Available data:
>> Begin

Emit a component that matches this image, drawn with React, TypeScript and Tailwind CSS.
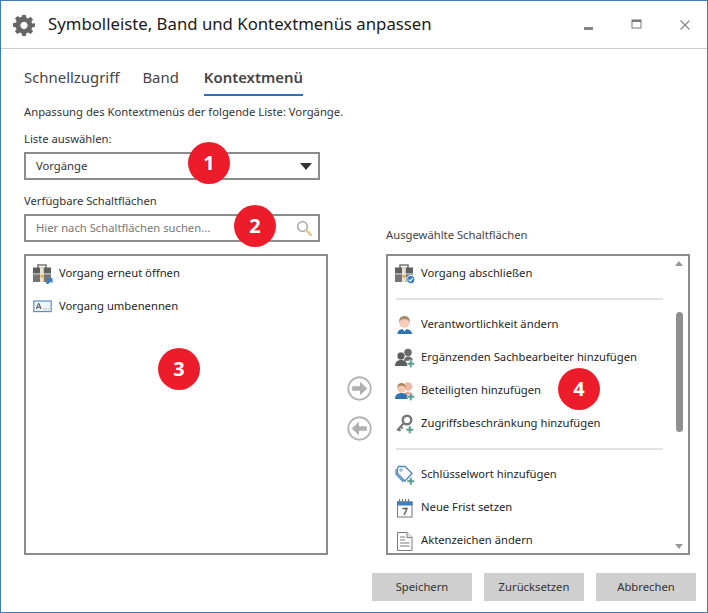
import React from "react";

const Plus = ({ x = 13, y = 13 }: { x?: number; y?: number }) => (
  <path d={`M${x + 2} ${y}h2.6v2.4H${x + 7}v2.6h-2.4v2.4H${x + 2}V${y + 5}H${x - 0.4}V${y + 2.4}H${x + 2}z`} fill="#5f9e92" stroke="#fff" strokeWidth="0.5" />
);

const Case = ({ badge }: { badge: "check" | "arrow" }) => (
  <svg width="20" height="20" viewBox="0 0 20 20">
    <path d="M5 4V1h8v3" fill="none" stroke="#777" strokeWidth="1.6" />
    <rect x="0" y="3.500" width="18" height="6" fill="#5f5f5f" />
    <rect x="0" y="10.300" width="18" height="7.700" fill="#757575" />
    <rect x="7" y="3.500" width="3.800" height="14.500" fill="#e9e2cf" />
    <rect x="7.600" y="11" width="2.600" height="2.600" fill="#d8a84a" />
    {badge === "check" ? (
      <>
        <circle cx="15.800" cy="15.600" r="4.200" fill="#3a7fc4" stroke="#fff" />
        <path d="M13.700 15.600l1.600 1.600 2.600-3" fill="none" stroke="#fff" strokeWidth="1.200" />
      </>
    ) : (
      <path d="M12.500 19l3.200-3.200-1.700-1.700H19.500V19.500l-1.700-1.700-3 2.600z" fill="#3a7fc4" />
    )}
  </svg>
);

const Rename = () => (
  <svg width="20" height="20" viewBox="0 0 20 20">
    <rect x="0.800" y="4" width="17.400" height="10.600" fill="#eef4fa" stroke="#5b8fc4" strokeWidth="1.200" />
    <path d="M3.400 12L5.400 6.500h.6L8 12M4.200 10.200h3" fill="none" stroke="#4a4a4a" strokeWidth="1" />
    <path d="M10.500 12h.9M12.700 12h.9M14.900 12h.9" stroke="#777" strokeWidth="1" />
  </svg>
);

const Person = () => (
  <svg width="20" height="20" viewBox="0 0 20 20">
    <path d="M2.500 19c0-3.500 2.500-5 7-5s7.500 1.500 7.500 5z" fill="#2f73b4" />
    <path d="M7.500 14l2 2.500 2-2.500z" fill="#fff" />
    <circle cx="9.500" cy="7.500" r="5.300" fill="#f4cdb8" />
    <path d="M4.200 7.500c-.6-4.500 2.200-6.500 5.300-6.500s5.900 2 5.300 6.500c-1-2.800-2.800-3.300-5.300-3.300s-4.300.5-5.300 3.300z" fill="#a98a66" />
  </svg>
);

const Group = () => (
  <svg width="20" height="20" viewBox="0 0 20 20">
    <circle cx="13" cy="4.500" r="3.800" fill="#6b6b6b" />
    <path d="M9 13c0-3 2-4.500 4-4.500s5 1.500 5 4z" fill="#6b6b6b" />
    <circle cx="6" cy="8" r="4" fill="#5d5d5d" stroke="#fff" strokeWidth="0.600" />
    <path d="M0 18c0-4 2.500-6 6-6s6.500 2 6.500 6z" fill="#5d5d5d" />
    <Plus x={12.500} y={12} />
  </svg>
);

const Participants = () => (
  <svg width="20" height="20" viewBox="0 0 20 20">
    <circle cx="13" cy="5.500" r="4.300" fill="#f0b6a8" />
    <path d="M9 15c0-3 2-4.500 4-4.500s5 1.500 5 4z" fill="#e7a99c" />
    <circle cx="6.500" cy="7.500" r="4.200" fill="#f3c7b0" />
    <path d="M2.300 7c-.2-3.500 2-5 4.200-5s4.400 1.500 4.200 5c-1-1.800-2.200-2.300-4.200-2.300s-3.200.5-4.200 2.300z" fill="#a58763" />
    <path d="M0 18c0-4 2.500-6 6.500-6s6.500 2 6.500 6z" fill="#2f73b4" />
    <Plus x={12.500} y={12} />
  </svg>
);

const KeyIcon = () => (
  <svg width="20" height="20" viewBox="0 0 20 20">
    <circle cx="12" cy="6" r="4.300" fill="none" stroke="#777" strokeWidth="2.400" />
    <path d="M9 9L2 16.500M3.500 15l2 2M5.800 12.800l1.800 1.800" fill="none" stroke="#777" strokeWidth="2" />
    <Plus x={11.500} y={12} />
  </svg>
);

const Tag = () => (
  <svg width="20" height="20" viewBox="0 0 20 20">
    <path d="M3.500 1.500h6.500l7 7-7 7.500-7.500-7.500V3z" fill="#fff" stroke="#4a86c2" strokeWidth="1.300" />
    <path d="M1 4v5l7.500 8" fill="none" stroke="#4a86c2" strokeWidth="1.300" />
    <circle cx="6" cy="5" r="1.200" fill="#fff" stroke="#4a86c2" strokeWidth="0.800" />
    <Plus x={12.500} y={12.500} />
  </svg>
);

const Calendar = () => (
  <svg width="20" height="20" viewBox="0 0 20 20">
    <rect x="2.500" y="4" width="14.500" height="15" fill="#fff" stroke="#777" />
    <rect x="2" y="3.500" width="15.500" height="4" fill="#3a7fc4" />
    <path d="M4.500 1v3.500M7.500 1v3.500M10.500 1v3.500M13.500 1v3.500" stroke="#777" strokeWidth="1.200" />
    <path d="M7.500 10.500h4.500L9 17" fill="none" stroke="#555" strokeWidth="1.300" />
  </svg>
);

const Doc = () => (
  <svg width="20" height="20" viewBox="0 0 20 20">
    <path d="M2.500 1.500H12l5 5v13H2.500z" fill="#fff" stroke="#7a7a7a" />
    <path d="M12 1.500v5h5" fill="#eee" stroke="#7a7a7a" />
    <path d="M5 6h5M5 9h5M5 12h9.500M5 15h9.500" stroke="#7a7a7a" />
  </svg>
);

const GearIcon = () => (
  <svg width="22" height="22" viewBox="0 0 24 24">
    <path
      fill="#666"
      fillRule="evenodd"
      d="M10 1h4l.6 3.100 1.900.8 2.600-1.800 2.800 2.800-1.800 2.600.8 1.900L24 10v4l-3.100.6-.8 1.900 1.800 2.600-2.800 2.800-2.600-1.800-1.900.8L14 24h-4l-.6-3.100-1.900-.8-2.600 1.800-2.800-2.800 1.800-2.600-.8-1.900L0 14v-4l3.100-.6.800-1.900L2.100 4.900l2.800-2.800 2.600 1.800 1.900-.8zM12 8.500a4 4 0 1 0 .01 0z"
    />
  </svg>
);

const CircleArrow = ({ left }: { left?: boolean }) => (
  <svg width="25" height="25" viewBox="0 0 24 24" className={left ? "-scale-x-100" : ""}>
    <circle cx="12" cy="12" r="10.800" fill="#fff" stroke="#b4b4b4" strokeWidth="1.700" />
    <path d="M5 9.800h7.500V5.500l7 6.500-7 6.500v-4.300H5z" fill="#b0b0b0" />
  </svg>
);

const Badge = ({ n, className }: { n: number; className: string }) => (
  <div className={`absolute w-[42px] h-[42px] rounded-full bg-[#ed1c2b] text-white font-bold text-[20px] flex items-center justify-center ${className}`}>
    {n}
  </div>
);

const Row = ({ icon, label }: { icon: React.ReactNode; label: string }) => (
  <div className="flex items-center h-[33px] shrink-0">
    <span className="w-[20px] h-[20px] mr-[6px] flex items-center justify-center">{icon}</span>
    <span className="text-[11.250px] text-[#1f1f1f] whitespace-nowrap">{label}</span>
  </div>
);

const Sep = () => <div className="h-[2px] bg-[#e2e2e2] w-[267px] ml-[1px] my-[8px] shrink-0" />;

const Btn = ({ label }: { label: string }) => (
  <div className="w-[100px] h-[28px] bg-[#cfcfcf] flex items-center justify-center text-[11.250px] text-[#333]">{label}</div>
);

export default function App() {
  return (
    <div
      className="relative w-[708px] h-[613px] bg-white border border-[#3f7cb8] flex flex-col overflow-hidden"
      style={{ fontFamily: '"Noto Sans", "Open Sans", sans-serif' }}
    >
      <div className="h-[48px] shrink-0 border-b border-[#cccccc] flex items-center pl-[12px] pr-[16px]">
        <GearIcon />
        <span className="ml-[13px] text-[16.750px] text-[#1a1a1a] leading-none">Symbolleiste, Band und Kontextmenüs anpassen</span>
        <div className="ml-auto flex items-center gap-[37px]">
          <svg width="11" height="11" viewBox="0 0 11 11" className="mt-[3px]"><rect x="1" y="6" width="9" height="3" fill="#858585" /></svg>
          <svg width="11" height="11" viewBox="0 0 11 11"><rect x="1" y="1" width="9" height="8" fill="#fff" stroke="#777" /><rect x="1" y="1" width="9" height="2" fill="#777" /></svg>
          <svg width="12" height="12" viewBox="0 0 12 12"><path d="M1.500 1.500l9 9M10.500 1.500l-9 9" stroke="#8a8a8a" strokeWidth="1.300" /></svg>
        </div>
      </div>

      <div className="flex-1 flex flex-col pl-[23px] pr-[17px] min-h-0">
        <div className="flex gap-[23px] mt-[18px] text-[14.900px] text-[#444] leading-none">
          <span className="h-[29px] pt-[3px]">Schnellzugriff</span>
          <span className="h-[29px] pt-[3px]">Band</span>
          <span className="h-[29px] pt-[3px] ml-[2px] font-semibold border-b-[2px] border-[#2b73c0]">Kontextmenü</span>
        </div>

        <div className="mt-[8px] text-[11.250px] leading-[16px] text-[#333]">Anpassung des Kontextmenüs der folgende Liste: Vorgänge.</div>

        <div className="flex items-end">
          <div className="w-[304px]">
            <div className="mt-[11px] text-[11.250px] leading-[16px] text-[#333]">Liste auswählen:</div>
            <div className="mt-[5px] w-[296px] h-[28px] border-[2px] border-[#8c8c8c] flex items-center pl-[10px] pr-[6px] text-[11.250px] text-[#333]">
              <span>Vorgänge</span>
              <span className="ml-auto w-0 h-0 border-l-[6px] border-r-[6px] border-t-[7px] border-l-transparent border-r-transparent border-t-[#333]" />
            </div>
            <div className="mt-[13px] text-[11.250px] leading-[16px] text-[#333]">Verfügbare Schaltflächen</div>
            <div className="mt-[5px] w-[296px] h-[28px] border-[2px] border-[#8c8c8c] flex items-center pl-[10px] pr-[5px] text-[11.250px] text-[#777]">
              <span>Hier nach Schaltflächen suchen...</span>
              <svg width="17" height="17" viewBox="0 0 17 17" className="ml-auto">
                <circle cx="6.500" cy="6.500" r="4.800" fill="#fff" stroke="#9a9a9a" strokeWidth="1.300" />
                <path d="M10 10l5 5" stroke="#e6c785" strokeWidth="2.400" strokeLinecap="round" />
              </svg>
            </div>
          </div>
          <div className="ml-[58px] mb-[-1px] text-[11.250px] leading-[16px] text-[#444]">Ausgewählte Schaltflächen</div>
        </div>

        <div className="mt-[12px] flex">
          <div className="w-[304px] h-[301px] border-[2px] border-[#8c8c8c] pl-[7px] pt-[1px] flex flex-col">
            <Row icon={<Case badge="arrow" />} label="Vorgang erneut öffnen" />
            <Row icon={<Rename />} label="Vorgang umbenennen" />
          </div>
          <div className="w-[58px] flex flex-col items-center pt-[122px] gap-[15px] pl-[5px]">
            <CircleArrow />
            <CircleArrow left />
          </div>
          <div className="relative w-[304px] h-[301px] border-[2px] border-[#8c8c8c] pl-[7px] pt-[1px] flex flex-col overflow-hidden">
            <Row icon={<Case badge="check" />} label="Vorgang abschließen" />
            <Sep />
            <Row icon={<Person />} label="Verantwortlichkeit ändern" />
            <Row icon={<Group />} label="Ergänzenden Sachbearbeiter hinzufügen" />
            <Row icon={<Participants />} label="Beteiligten hinzufügen" />
            <Row icon={<KeyIcon />} label="Zugriffsbeschränkung hinzufügen" />
            <Sep />
            <Row icon={<Tag />} label="Schlüsselwort hinzufügen" />
            <Row icon={<Calendar />} label="Neue Frist setzen" />
            <Row icon={<Doc />} label="Aktenzeichen ändern" />
            <div className="absolute right-[3px] top-0 bottom-0 w-[12px] flex flex-col items-center">
              <span className="mt-[5px] w-0 h-0 border-l-[4px] border-r-[4px] border-b-[5px] border-l-transparent border-r-transparent border-b-[#999]" />
              <span className="mt-[46px] w-[7px] h-[120px] rounded-full bg-[#8f8f8f]" />
              <span className="mt-auto mb-[4px] w-0 h-0 border-l-[4px] border-r-[4px] border-t-[5px] border-l-transparent border-r-transparent border-t-[#999]" />
            </div>
          </div>
        </div>

        <div className="mt-[18px] flex justify-end gap-[12px] mr-[-6px]">
          <Btn label="Speichern" />
          <Btn label="Zurücksetzen" />
          <Btn label="Abbrechen" />
        </div>
      </div>

      <Badge n={1} className="left-[187px] top-[141px]" />
      <Badge n={2} className="left-[233px] top-[204px]" />
      <Badge n={3} className="left-[157px] top-[347px]" />
      <Badge n={4} className="left-[557px] top-[367px]" />
    </div>
  );
}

>> End

Exercise:
Return a copy of every line that includes the word "React".

Complete output:
Emit a component that matches this image, drawn with React, TypeScript and Tailwind CSS.
import React from "react";
const Row = ({ icon, label }: { icon: React.ReactNode; label: string }) => (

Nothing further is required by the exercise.